To show where this can trip you up, here is an example of training an mnist classification network with comparing two RMSProp learning rates. If one didn't know about modification-in-place in Keras, one might write the code:

library(keras)

# data
mnist = dataset_mnist()
x_train = mnist$train$x
y_train = mnist$train$y
x_train = array_reshape(x_train, c(nrow(x_train), 784))
x_train = x_train / 255
y_train = to_categorical(y_train, 10)

# model
model = keras_model_sequential() 
model %>% 
  layer_dense(units = 256, activation = 'relu', input_shape = c(784)) %>% 
  layer_dropout(rate = 0.4) %>% 
  layer_dense(units = 128, activation = 'relu') %>%
  layer_dropout(rate = 0.3) %>%
  layer_dense(units = 10, activation = 'softmax')

# compile and train a model, given a learning rate
comp_train = function(learning_rate) {
  model_copy = model
  model_copy %>% compile(
    loss = 'categorical_crossentropy',
    optimizer = optimizer_rmsprop(
      lr = learning_rate
    ),
    metrics = c('accuracy')
  )
  training_history = model_copy %>% fit(
    x_train, y_train, 
    epochs = 30, batch_size = 128, 
    validation_split = 0.2
  )
  return(
    as.data.frame(training_history)
  )
}

# test two learning rates
lr_0.001 = comp_train(0.001)
lr_0.0001 = comp_train(0.0001)

The results make sense for the learning rate of 0.001:

However, for the learning rate of 0.0001 the results are very unexpected:

These results aren't unexpected if one realises that the second image is just continuation of the first image for a further 30 epochs. So, put together, the two images just show training of the same neural net over 60 epochs. This is because of modification-in-place - when you train the "second" network, you're actually just training the first, even though it has already been trained.

Example working code

So what should be done differently? With Keras, different models must each be initialised with keras_model_sequential() or keras_model() (whichever type you use). So we separately define each model:

library(keras)

# data
mnist = dataset_mnist()
x_train = mnist$train$x
y_train = mnist$train$y
x_train = array_reshape(x_train, c(nrow(x_train), 784))
x_train = x_train / 255
y_train = to_categorical(y_train, 10)

# models
model_lr0.001 = keras_model_sequential() 
model_lr0.0001 = keras_model_sequential() 

model_lr0.001 %>% 
  layer_dense(units = 256, activation = 'relu', input_shape = c(784)) %>% 
  layer_dropout(rate = 0.4) %>% 
  layer_dense(units = 128, activation = 'relu') %>%
  layer_dropout(rate = 0.3) %>%
  layer_dense(units = 10, activation = 'softmax')
model_lr0.0001 %>% 
  layer_dense(units = 256, activation = 'relu', input_shape = c(784)) %>% 
  layer_dropout(rate = 0.4) %>% 
  layer_dense(units = 128, activation = 'relu') %>%
  layer_dropout(rate = 0.3) %>%
  layer_dense(units = 10, activation = 'softmax')
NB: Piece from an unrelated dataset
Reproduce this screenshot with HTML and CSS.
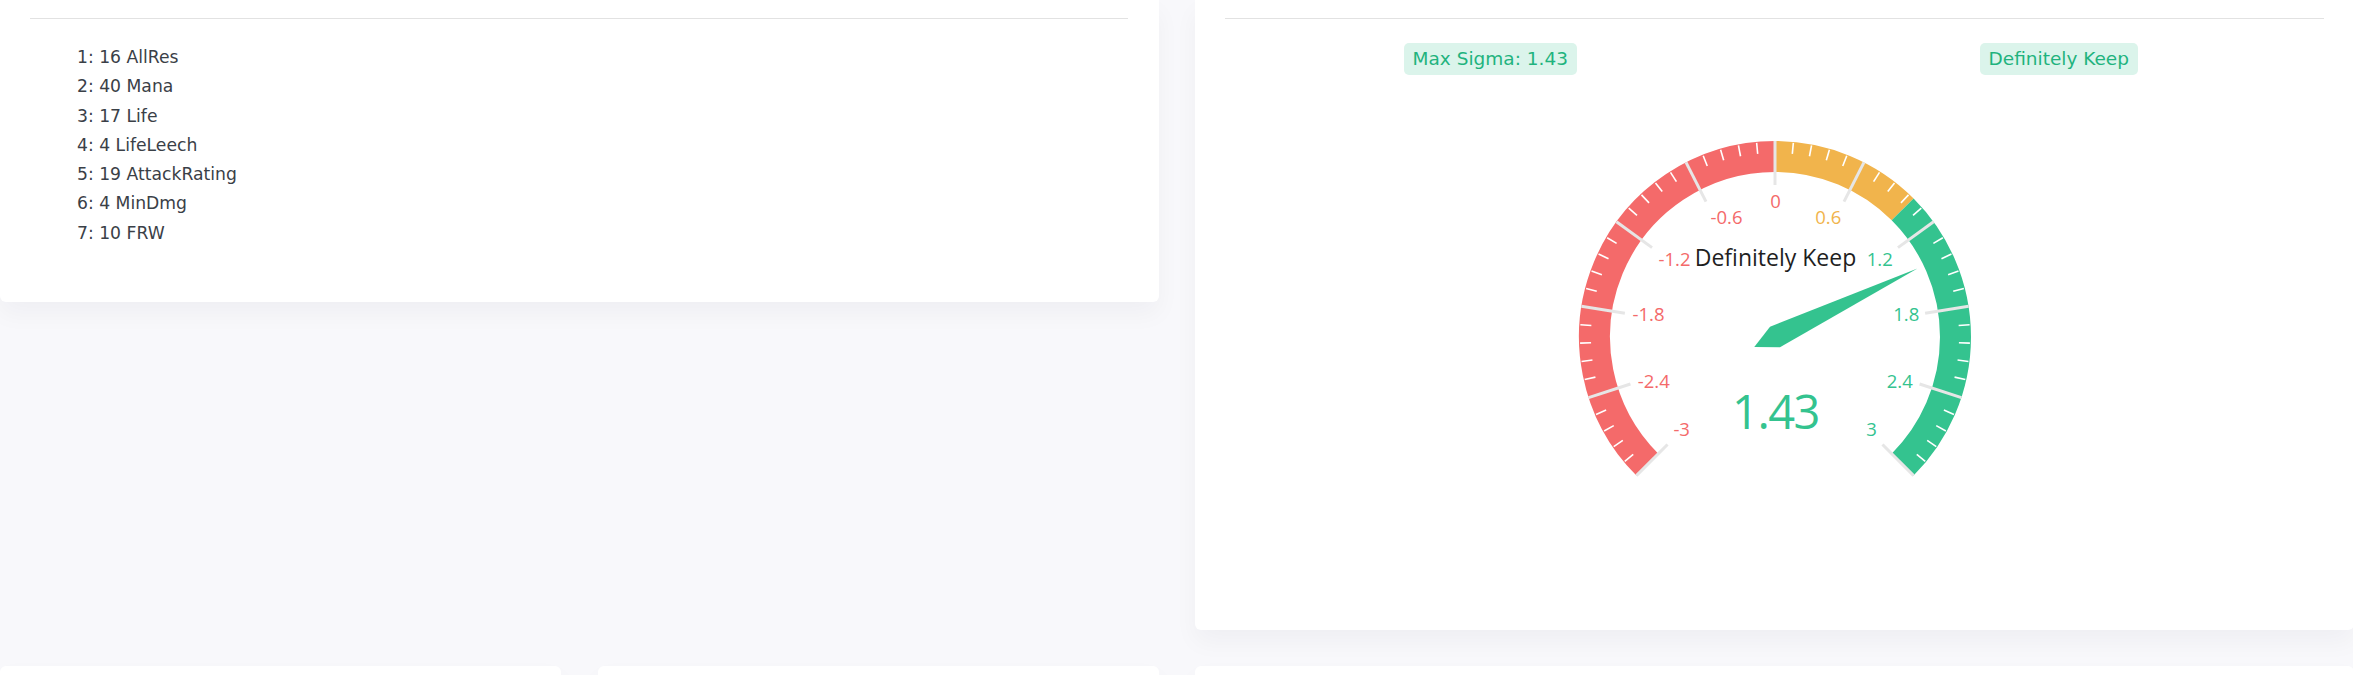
FILE: index.html
```html
<!DOCTYPE html>
<html lang="en">
<head>
<meta charset="utf-8">
<title>Affix evaluation</title>
<link rel="stylesheet" href="styles.css">
</head>
<body>
<div class="page">
  <section class="card card-top">
    <div class="divider"></div>
    <div class="affix-list">
      <div class="affix">1: 16 AllRes</div>
      <div class="affix">2: 40 Mana</div>
      <div class="affix">3: 17 Life</div>
      <div class="affix">4: 4 LifeLeech</div>
      <div class="affix">5: 19 AttackRating</div>
      <div class="affix">6: 4 MinDmg</div>
      <div class="affix">7: 10 FRW</div>
    </div>
  </section>

  <section class="card card-top card-gauge">
    <div class="divider"></div>
    <div class="badge-row">
      <span class="badge">Max Sigma: 1.43</span>
      <span class="badge">Definitely Keep</span>
    </div>
    <svg class="gauge" width="460" height="500" viewBox="0 0 460 500">
      <g class="band" fill="none" stroke-width="31">
        <path d="M102.37 364.63 A180.5 180.5 0 0 1 230 56.5" stroke="#f46a6a"/>
        <path d="M230 56.5 A180.5 180.5 0 0 1 357.63 109.37" stroke="#f1b44c"/>
        <path d="M357.63 109.37 A180.5 180.5 0 0 1 357.63 364.63" stroke="#34c38f"/>
      </g>
      <g class="splits" stroke="#e6e6e6" stroke-width="3">
        <line x1="382" y1="237" x2="426" y2="237" transform="rotate(-225 230 237)"/>
        <line x1="382" y1="237" x2="426" y2="237" transform="rotate(-198 230 237)"/>
        <line x1="382" y1="237" x2="426" y2="237" transform="rotate(-171 230 237)"/>
        <line x1="382" y1="237" x2="426" y2="237" transform="rotate(-144 230 237)"/>
        <line x1="382" y1="237" x2="426" y2="237" transform="rotate(-117 230 237)"/>
        <line x1="382" y1="237" x2="426" y2="237" transform="rotate(-90 230 237)"/>
        <line x1="382" y1="237" x2="426" y2="237" transform="rotate(-63 230 237)"/>
        <line x1="382" y1="237" x2="426" y2="237" transform="rotate(-36 230 237)"/>
        <line x1="382" y1="237" x2="426" y2="237" transform="rotate(-9 230 237)"/>
        <line x1="382" y1="237" x2="426" y2="237" transform="rotate(18 230 237)"/>
        <line x1="382" y1="237" x2="426" y2="237" transform="rotate(45 230 237)"/>
      </g>
      <g class="ticks" stroke="#ffffff" stroke-width="1.6">
        <line x1="414" y1="237" x2="425" y2="237" transform="rotate(-219.6 230 237)"/>
        <line x1="414" y1="237" x2="425" y2="237" transform="rotate(-214.2 230 237)"/>
        <line x1="414" y1="237" x2="425" y2="237" transform="rotate(-208.8 230 237)"/>
        <line x1="414" y1="237" x2="425" y2="237" transform="rotate(-203.4 230 237)"/>
        <line x1="414" y1="237" x2="425" y2="237" transform="rotate(-192.6 230 237)"/>
        <line x1="414" y1="237" x2="425" y2="237" transform="rotate(-187.2 230 237)"/>
        <line x1="414" y1="237" x2="425" y2="237" transform="rotate(-181.8 230 237)"/>
        <line x1="414" y1="237" x2="425" y2="237" transform="rotate(-176.4 230 237)"/>
        <line x1="414" y1="237" x2="425" y2="237" transform="rotate(-165.6 230 237)"/>
        <line x1="414" y1="237" x2="425" y2="237" transform="rotate(-160.2 230 237)"/>
        <line x1="414" y1="237" x2="425" y2="237" transform="rotate(-154.8 230 237)"/>
        <line x1="414" y1="237" x2="425" y2="237" transform="rotate(-149.4 230 237)"/>
        <line x1="414" y1="237" x2="425" y2="237" transform="rotate(-138.6 230 237)"/>
        <line x1="414" y1="237" x2="425" y2="237" transform="rotate(-133.2 230 237)"/>
        <line x1="414" y1="237" x2="425" y2="237" transform="rotate(-127.8 230 237)"/>
        <line x1="414" y1="237" x2="425" y2="237" transform="rotate(-122.4 230 237)"/>
        <line x1="414" y1="237" x2="425" y2="237" transform="rotate(-111.6 230 237)"/>
        <line x1="414" y1="237" x2="425" y2="237" transform="rotate(-106.2 230 237)"/>
        <line x1="414" y1="237" x2="425" y2="237" transform="rotate(-100.8 230 237)"/>
        <line x1="414" y1="237" x2="425" y2="237" transform="rotate(-95.4 230 237)"/>
        <line x1="414" y1="237" x2="425" y2="237" transform="rotate(-84.6 230 237)"/>
        <line x1="414" y1="237" x2="425" y2="237" transform="rotate(-79.2 230 237)"/>
        <line x1="414" y1="237" x2="425" y2="237" transform="rotate(-73.8 230 237)"/>
        <line x1="414" y1="237" x2="425" y2="237" transform="rotate(-68.4 230 237)"/>
        <line x1="414" y1="237" x2="425" y2="237" transform="rotate(-57.6 230 237)"/>
        <line x1="414" y1="237" x2="425" y2="237" transform="rotate(-52.2 230 237)"/>
        <line x1="414" y1="237" x2="425" y2="237" transform="rotate(-46.8 230 237)"/>
        <line x1="414" y1="237" x2="425" y2="237" transform="rotate(-41.4 230 237)"/>
        <line x1="414" y1="237" x2="425" y2="237" transform="rotate(-30.6 230 237)"/>
        <line x1="414" y1="237" x2="425" y2="237" transform="rotate(-25.2 230 237)"/>
        <line x1="414" y1="237" x2="425" y2="237" transform="rotate(-19.8 230 237)"/>
        <line x1="414" y1="237" x2="425" y2="237" transform="rotate(-14.4 230 237)"/>
        <line x1="414" y1="237" x2="425" y2="237" transform="rotate(-3.6 230 237)"/>
        <line x1="414" y1="237" x2="425" y2="237" transform="rotate(1.8 230 237)"/>
        <line x1="414" y1="237" x2="425" y2="237" transform="rotate(7.2 230 237)"/>
        <line x1="414" y1="237" x2="425" y2="237" transform="rotate(12.6 230 237)"/>
        <line x1="414" y1="237" x2="425" y2="237" transform="rotate(23.4 230 237)"/>
        <line x1="414" y1="237" x2="425" y2="237" transform="rotate(28.8 230 237)"/>
        <line x1="414" y1="237" x2="425" y2="237" transform="rotate(34.2 230 237)"/>
        <line x1="414" y1="237" x2="425" y2="237" transform="rotate(39.6 230 237)"/>
      </g>
      <g class="labels">
        <text class="lbl red" x="230.5" y="100">0</text>
        <text class="lbl red" x="181.5" y="116.7">-0.6</text>
        <text class="lbl orange" x="283.2" y="116.7">0.6</text>
        <text class="lbl red" x="129.5" y="158.3">-1.2</text>
        <text class="lbl green" x="334.8" y="158.3">1.2</text>
        <text class="lbl red" x="103.5" y="213.3">-1.8</text>
        <text class="lbl green" x="361.2" y="213.3">1.8</text>
        <text class="lbl red" x="108.8" y="280">-2.4</text>
        <text class="lbl green" x="354.8" y="280">2.4</text>
        <text class="lbl red" x="136.7" y="328.3">-3</text>
        <text class="lbl green" x="326.5" y="328.3">3</text>
      </g>
      <text class="gauge-title" x="230.5" y="157">Definitely Keep</text>
      <polygon class="needle" points="388,237 230,248.5 207,237 230,225.5" transform="rotate(-25.65 230 237)"/>
      <text class="gauge-value" x="230.5" y="311">1.43</text>
    </svg>
  </section>

  <div class="sub-row">
    <section class="card card-bottom"></section>
    <section class="card card-bottom"></section>
  </div>
  <section class="card card-bottom"></section>
</div>
</body>
</html>
```
FILE: styles.css
```css
html, body {
  margin: 0;
  padding: 0;
}
body {
  background: #f8f8fb;
  overflow: hidden;
  font-family: "DejaVu Sans", "Liberation Sans", sans-serif;
  color: #495057;
}
.page {
  display: grid;
  grid-template-columns: 1159px 1159px;
  column-gap: 36px;
  row-gap: 36px;
  align-items: start;
}
.card {
  background: #ffffff;
  border-radius: 6px;
  box-shadow: 0 12px 24px rgba(18, 38, 63, 0.04);
  box-sizing: border-box;
}
.card-top {
  border-top-left-radius: 0;
  border-top-right-radius: 0;
  padding: 18px 31px 0 30px;
}
.card-gauge {
  padding: 18px 30px 30px 30px;
}
.divider {
  height: 1px;
  background: #e2e2e2;
}
.affix-list {
  padding: 24px 0 54px 47px;
  font-size: 17.2px;
  line-height: 29.3px;
  color: #3a4047;
}
.badge-row {
  display: grid;
  grid-template-columns: 1fr 1fr;
  justify-items: center;
  margin: 24px -19px 0 -19px;
}
.badge {
  display: inline-block;
  height: 32px;
  line-height: 32px;
  padding: 0 9px;
  border-radius: 5px;
  background: #dbf4eb;
  color: #1fb37e;
  font-size: 18.5px;
}
.gauge {
  display: block;
  margin: 25px auto 0 auto;
  font-family: "Open Sans", "Noto Sans", sans-serif;
}
.lbl {
  font-size: 18.5px;
  text-anchor: middle;
  dominant-baseline: central;
}
.red { fill: #f46a6a; }
.orange { fill: #f1b44c; }
.green { fill: #34c38f; }
.gauge-title {
  font-size: 23px;
  fill: #1f1f1f;
  text-anchor: middle;
  dominant-baseline: central;
}
.needle {
  fill: #34c38f;
}
.gauge-value {
  font-size: 47px;
  letter-spacing: -1.5px;
  fill: #34c38f;
  text-anchor: middle;
  dominant-baseline: central;
}
.sub-row {
  display: grid;
  grid-template-columns: 1fr 1fr;
  column-gap: 37px;
}
.card-bottom {
  height: 300px;
}
```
# compile and train a given model, also given a learning rate
comp_train = function(model, learning_rate) {
  model %>% compile(
    loss = 'categorical_crossentropy',
    optimizer = optimizer_rmsprop(
      lr = learning_rate
    ),
    metrics = c('accuracy')
  )
  training_history = model %>% fit(
    x_train, y_train, 
    epochs = 30, batch_size = 128, 
    validation_split = 0.2
  )
  return(
    as.data.frame(training_history)
  )
}

# test two learning rates
lr_0.001 = comp_train(model_lr0.001, 0.001)
lr_0.0001 = comp_train(model_lr0.0001, 0.0001)

This time, we get the results we would expect:

We can now successfully compare the two learning rates. "Better" working code would be to define the model (with keras_model_sequential()) in the function, which does also give expected results. That is left as an exercise for the reader.